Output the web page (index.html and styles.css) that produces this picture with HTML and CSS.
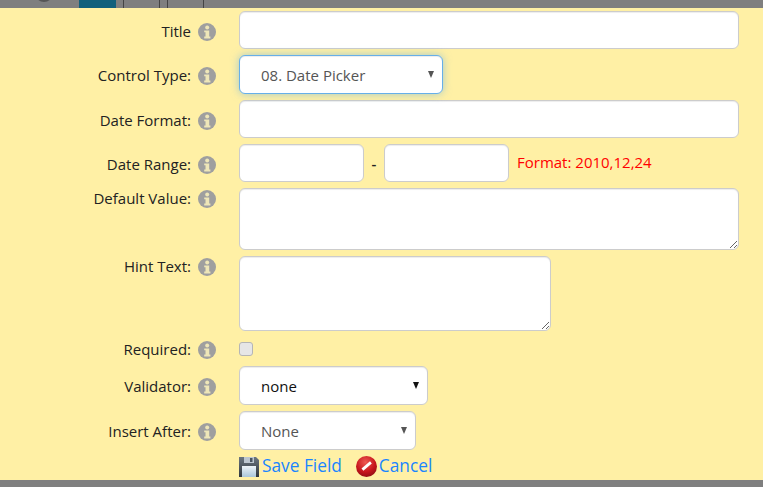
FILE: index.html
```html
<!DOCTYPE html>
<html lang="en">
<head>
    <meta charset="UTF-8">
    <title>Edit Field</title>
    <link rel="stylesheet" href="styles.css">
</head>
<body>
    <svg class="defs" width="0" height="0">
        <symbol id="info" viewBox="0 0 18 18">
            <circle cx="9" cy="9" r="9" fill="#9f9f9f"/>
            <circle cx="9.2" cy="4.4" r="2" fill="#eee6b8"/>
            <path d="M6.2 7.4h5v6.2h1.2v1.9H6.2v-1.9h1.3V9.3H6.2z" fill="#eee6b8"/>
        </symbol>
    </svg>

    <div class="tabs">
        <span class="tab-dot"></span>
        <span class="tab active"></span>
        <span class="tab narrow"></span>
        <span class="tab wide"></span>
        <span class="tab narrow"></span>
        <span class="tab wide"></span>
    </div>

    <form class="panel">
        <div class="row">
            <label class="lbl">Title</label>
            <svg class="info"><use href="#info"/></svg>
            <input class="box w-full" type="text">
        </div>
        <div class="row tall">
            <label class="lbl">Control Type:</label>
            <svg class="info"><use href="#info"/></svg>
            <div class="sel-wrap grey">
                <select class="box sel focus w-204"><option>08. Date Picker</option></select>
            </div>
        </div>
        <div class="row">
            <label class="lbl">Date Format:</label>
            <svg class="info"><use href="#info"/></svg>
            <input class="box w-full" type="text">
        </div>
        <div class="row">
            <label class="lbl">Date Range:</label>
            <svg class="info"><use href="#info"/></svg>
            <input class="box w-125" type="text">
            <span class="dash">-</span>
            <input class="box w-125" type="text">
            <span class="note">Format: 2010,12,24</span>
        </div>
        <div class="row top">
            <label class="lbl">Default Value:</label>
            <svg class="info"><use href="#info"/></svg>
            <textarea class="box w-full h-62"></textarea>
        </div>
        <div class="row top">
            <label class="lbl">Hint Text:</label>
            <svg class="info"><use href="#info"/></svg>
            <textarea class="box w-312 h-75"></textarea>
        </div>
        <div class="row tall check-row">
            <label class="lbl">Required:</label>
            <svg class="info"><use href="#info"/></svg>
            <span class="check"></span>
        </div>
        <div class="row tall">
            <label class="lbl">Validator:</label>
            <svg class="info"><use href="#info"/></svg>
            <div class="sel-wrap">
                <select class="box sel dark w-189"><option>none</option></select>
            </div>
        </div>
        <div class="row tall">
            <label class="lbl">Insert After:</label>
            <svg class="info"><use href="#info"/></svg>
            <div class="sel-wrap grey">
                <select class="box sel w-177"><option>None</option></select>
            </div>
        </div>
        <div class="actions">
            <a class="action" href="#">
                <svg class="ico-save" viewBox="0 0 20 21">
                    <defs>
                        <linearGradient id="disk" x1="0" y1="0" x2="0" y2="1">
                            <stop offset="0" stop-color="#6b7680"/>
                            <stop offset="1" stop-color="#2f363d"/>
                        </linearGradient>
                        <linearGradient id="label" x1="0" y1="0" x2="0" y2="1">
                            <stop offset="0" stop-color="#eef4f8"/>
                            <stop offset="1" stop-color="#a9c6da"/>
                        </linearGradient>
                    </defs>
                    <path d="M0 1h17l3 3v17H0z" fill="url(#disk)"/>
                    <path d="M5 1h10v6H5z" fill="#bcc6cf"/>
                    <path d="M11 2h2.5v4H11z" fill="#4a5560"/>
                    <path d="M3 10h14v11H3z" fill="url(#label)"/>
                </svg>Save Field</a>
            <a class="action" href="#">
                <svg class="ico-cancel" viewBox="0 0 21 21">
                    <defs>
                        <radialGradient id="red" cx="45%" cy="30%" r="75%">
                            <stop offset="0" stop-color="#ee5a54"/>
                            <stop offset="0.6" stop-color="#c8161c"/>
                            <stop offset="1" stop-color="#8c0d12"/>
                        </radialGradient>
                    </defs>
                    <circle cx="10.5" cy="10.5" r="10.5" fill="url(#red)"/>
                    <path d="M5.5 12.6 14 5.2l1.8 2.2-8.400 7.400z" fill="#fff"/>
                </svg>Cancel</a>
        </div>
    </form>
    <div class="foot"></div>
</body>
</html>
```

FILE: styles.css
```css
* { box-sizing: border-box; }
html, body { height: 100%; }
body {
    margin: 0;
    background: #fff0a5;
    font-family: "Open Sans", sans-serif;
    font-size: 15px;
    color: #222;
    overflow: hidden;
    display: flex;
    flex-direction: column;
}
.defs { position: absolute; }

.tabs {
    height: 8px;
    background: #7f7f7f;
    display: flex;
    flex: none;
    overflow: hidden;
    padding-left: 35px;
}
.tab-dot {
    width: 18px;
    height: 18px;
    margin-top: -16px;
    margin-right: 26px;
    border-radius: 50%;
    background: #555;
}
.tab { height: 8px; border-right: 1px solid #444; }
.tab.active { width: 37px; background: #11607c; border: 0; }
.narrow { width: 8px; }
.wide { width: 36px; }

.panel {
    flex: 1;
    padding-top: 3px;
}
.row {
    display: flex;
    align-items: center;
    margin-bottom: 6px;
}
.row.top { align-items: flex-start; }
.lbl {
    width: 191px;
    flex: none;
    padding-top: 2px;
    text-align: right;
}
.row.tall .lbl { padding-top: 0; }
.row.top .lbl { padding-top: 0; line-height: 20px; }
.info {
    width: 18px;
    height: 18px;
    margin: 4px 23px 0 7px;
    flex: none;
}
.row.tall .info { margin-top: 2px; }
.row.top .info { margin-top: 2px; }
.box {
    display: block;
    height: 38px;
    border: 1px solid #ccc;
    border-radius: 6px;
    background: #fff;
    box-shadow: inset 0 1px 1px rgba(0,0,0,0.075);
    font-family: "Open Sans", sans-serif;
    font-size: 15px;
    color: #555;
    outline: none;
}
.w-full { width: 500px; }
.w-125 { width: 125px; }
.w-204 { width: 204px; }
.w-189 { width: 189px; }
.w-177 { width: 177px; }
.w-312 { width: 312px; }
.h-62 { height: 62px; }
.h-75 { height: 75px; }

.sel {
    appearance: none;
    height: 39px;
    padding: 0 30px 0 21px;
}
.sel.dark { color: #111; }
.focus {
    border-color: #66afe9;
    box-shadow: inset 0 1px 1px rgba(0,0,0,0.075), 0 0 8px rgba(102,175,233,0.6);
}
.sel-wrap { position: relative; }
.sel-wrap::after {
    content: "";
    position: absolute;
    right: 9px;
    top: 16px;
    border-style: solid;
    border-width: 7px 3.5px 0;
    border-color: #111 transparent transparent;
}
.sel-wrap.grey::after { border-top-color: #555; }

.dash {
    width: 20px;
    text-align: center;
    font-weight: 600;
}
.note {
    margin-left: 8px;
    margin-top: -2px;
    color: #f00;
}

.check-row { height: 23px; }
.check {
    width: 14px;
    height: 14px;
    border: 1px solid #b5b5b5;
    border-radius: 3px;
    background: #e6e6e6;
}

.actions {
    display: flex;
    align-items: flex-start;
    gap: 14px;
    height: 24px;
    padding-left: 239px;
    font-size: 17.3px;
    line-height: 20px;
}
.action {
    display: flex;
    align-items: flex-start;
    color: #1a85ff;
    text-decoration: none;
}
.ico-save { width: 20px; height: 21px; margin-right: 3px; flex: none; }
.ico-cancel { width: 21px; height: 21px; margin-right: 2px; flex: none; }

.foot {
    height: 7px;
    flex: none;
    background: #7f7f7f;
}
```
□ □ □ □ □ □ □
» **Given task**
Copy out all of the material exactly as written, without its pictures.

» **Final answer**
Output the web page (index.html and styles.css) that produces this picture with HTML and CSS.
FILE: index.html
```html
<!DOCTYPE html>
<html lang="en">
<head>
    <meta charset="UTF-8">
    <title>Edit Field</title>
    <link rel="stylesheet" href="styles.css">
</head>
<body>
    <svg class="defs" width="0" height="0">
        <symbol id="info" viewBox="0 0 18 18">
            <circle cx="9" cy="9" r="9" fill="#9f9f9f"/>
            <circle cx="9.2" cy="4.4" r="2" fill="#eee6b8"/>
            <path d="M6.2 7.4h5v6.2h1.2v1.9H6.2v-1.9h1.3V9.3H6.2z" fill="#eee6b8"/>
        </symbol>
    </svg>

    <div class="tabs">
        <span class="tab-dot"></span>
        <span class="tab active"></span>
        <span class="tab narrow"></span>
        <span class="tab wide"></span>
        <span class="tab narrow"></span>
        <span class="tab wide"></span>
    </div>

    <form class="panel">
        <div class="row">
            <label class="lbl">Title</label>
            <svg class="info"><use href="#info"/></svg>
            <input class="box w-full" type="text">
        </div>
        <div class="row tall">
            <label class="lbl">Control Type:</label>
            <svg class="info"><use href="#info"/></svg>
            <div class="sel-wrap grey">
                <select class="box sel focus w-204"><option>08. Date Picker</option></select>
            </div>
        </div>
        <div class="row">
            <label class="lbl">Date Format:</label>
            <svg class="info"><use href="#info"/></svg>
            <input class="box w-full" type="text">
        </div>
        <div class="row">
            <label class="lbl">Date Range:</label>
            <svg class="info"><use href="#info"/></svg>
            <input class="box w-125" type="text">
            <span class="dash">-</span>
            <input class="box w-125" type="text">
            <span class="note">Format: 2010,12,24</span>
        </div>
        <div class="row top">
            <label class="lbl">Default Value:</label>
            <svg class="info"><use href="#info"/></svg>
            <textarea class="box w-full h-62"></textarea>
        </div>
        <div class="row top">
            <label class="lbl">Hint Text:</label>
            <svg class="info"><use href="#info"/></svg>
            <textarea class="box w-312 h-75"></textarea>
        </div>
        <div class="row tall check-row">
            <label class="lbl">Required:</label>
            <svg class="info"><use href="#info"/></svg>
            <span class="check"></span>
        </div>
        <div class="row tall">
            <label class="lbl">Validator:</label>
            <svg class="info"><use href="#info"/></svg>
            <div class="sel-wrap">
                <select class="box sel dark w-189"><option>none</option></select>
            </div>
        </div>
        <div class="row tall">
            <label class="lbl">Insert After:</label>
            <svg class="info"><use href="#info"/></svg>
            <div class="sel-wrap grey">
                <select class="box sel w-177"><option>None</option></select>
            </div>
        </div>
        <div class="actions">
            <a class="action" href="#">
                <svg class="ico-save" viewBox="0 0 20 21">
                    <defs>
                        <linearGradient id="disk" x1="0" y1="0" x2="0" y2="1">
                            <stop offset="0" stop-color="#6b7680"/>
                            <stop offset="1" stop-color="#2f363d"/>
                        </linearGradient>
                        <linearGradient id="label" x1="0" y1="0" x2="0" y2="1">
                            <stop offset="0" stop-color="#eef4f8"/>
                            <stop offset="1" stop-color="#a9c6da"/>
                        </linearGradient>
                    </defs>
                    <path d="M0 1h17l3 3v17H0z" fill="url(#disk)"/>
                    <path d="M5 1h10v6H5z" fill="#bcc6cf"/>
                    <path d="M11 2h2.5v4H11z" fill="#4a5560"/>
                    <path d="M3 10h14v11H3z" fill="url(#label)"/>
                </svg>Save Field</a>
            <a class="action" href="#">
                <svg class="ico-cancel" viewBox="0 0 21 21">
                    <defs>
                        <radialGradient id="red" cx="45%" cy="30%" r="75%">
                            <stop offset="0" stop-color="#ee5a54"/>
                            <stop offset="0.6" stop-color="#c8161c"/>
                            <stop offset="1" stop-color="#8c0d12"/>
                        </radialGradient>
                    </defs>
                    <circle cx="10.5" cy="10.5" r="10.5" fill="url(#red)"/>
                    <path d="M5.5 12.6 14 5.2l1.8 2.2-8.400 7.400z" fill="#fff"/>
                </svg>Cancel</a>
        </div>
    </form>
    <div class="foot"></div>
</body>
</html>
```

FILE: styles.css
```css
* { box-sizing: border-box; }
html, body { height: 100%; }
body {
    margin: 0;
    background: #fff0a5;
    font-family: "Open Sans", sans-serif;
    font-size: 15px;
    color: #222;
    overflow: hidden;
    display: flex;
    flex-direction: column;
}
.defs { position: absolute; }

.tabs {
    height: 8px;
    background: #7f7f7f;
    display: flex;
    flex: none;
    overflow: hidden;
    padding-left: 35px;
}
.tab-dot {
    width: 18px;
    height: 18px;
    margin-top: -16px;
    margin-right: 26px;
    border-radius: 50%;
    background: #555;
}
.tab { height: 8px; border-right: 1px solid #444; }
.tab.active { width: 37px; background: #11607c; border: 0; }
.narrow { width: 8px; }
.wide { width: 36px; }

.panel {
    flex: 1;
    padding-top: 3px;
}
.row {
    display: flex;
    align-items: center;
    margin-bottom: 6px;
}
.row.top { align-items: flex-start; }
.lbl {
    width: 191px;
    flex: none;
    padding-top: 2px;
    text-align: right;
}
.row.tall .lbl { padding-top: 0; }
.row.top .lbl { padding-top: 0; line-height: 20px; }
.info {
    width: 18px;
    height: 18px;
    margin: 4px 23px 0 7px;
    flex: none;
}
.row.tall .info { margin-top: 2px; }
.row.top .info { margin-top: 2px; }
.box {
    display: block;
    height: 38px;
    border: 1px solid #ccc;
    border-radius: 6px;
    background: #fff;
    box-shadow: inset 0 1px 1px rgba(0,0,0,0.075);
    font-family: "Open Sans", sans-serif;
    font-size: 15px;
    color: #555;
    outline: none;
}
.w-full { width: 500px; }
.w-125 { width: 125px; }
.w-204 { width: 204px; }
.w-189 { width: 189px; }
.w-177 { width: 177px; }
.w-312 { width: 312px; }
.h-62 { height: 62px; }
.h-75 { height: 75px; }

.sel {
    appearance: none;
    height: 39px;
    padding: 0 30px 0 21px;
}
.sel.dark { color: #111; }
.focus {
    border-color: #66afe9;
    box-shadow: inset 0 1px 1px rgba(0,0,0,0.075), 0 0 8px rgba(102,175,233,0.6);
}
.sel-wrap { position: relative; }
.sel-wrap::after {
    content: "";
    position: absolute;
    right: 9px;
    top: 16px;
    border-style: solid;
    border-width: 7px 3.5px 0;
    border-color: #111 transparent transparent;
}
.sel-wrap.grey::after { border-top-color: #555; }

.dash {
    width: 20px;
    text-align: center;
    font-weight: 600;
}
.note {
    margin-left: 8px;
    margin-top: -2px;
    color: #f00;
}

.check-row { height: 23px; }
.check {
    width: 14px;
    height: 14px;
    border: 1px solid #b5b5b5;
    border-radius: 3px;
    background: #e6e6e6;
}

.actions {
    display: flex;
    align-items: flex-start;
    gap: 14px;
    height: 24px;
    padding-left: 239px;
    font-size: 17.3px;
    line-height: 20px;
}
.action {
    display: flex;
    align-items: flex-start;
    color: #1a85ff;
    text-decoration: none;
}
.ico-save { width: 20px; height: 21px; margin-right: 3px; flex: none; }
.ico-cancel { width: 21px; height: 21px; margin-right: 2px; flex: none; }

.foot {
    height: 7px;
    flex: none;
    background: #7f7f7f;
}
```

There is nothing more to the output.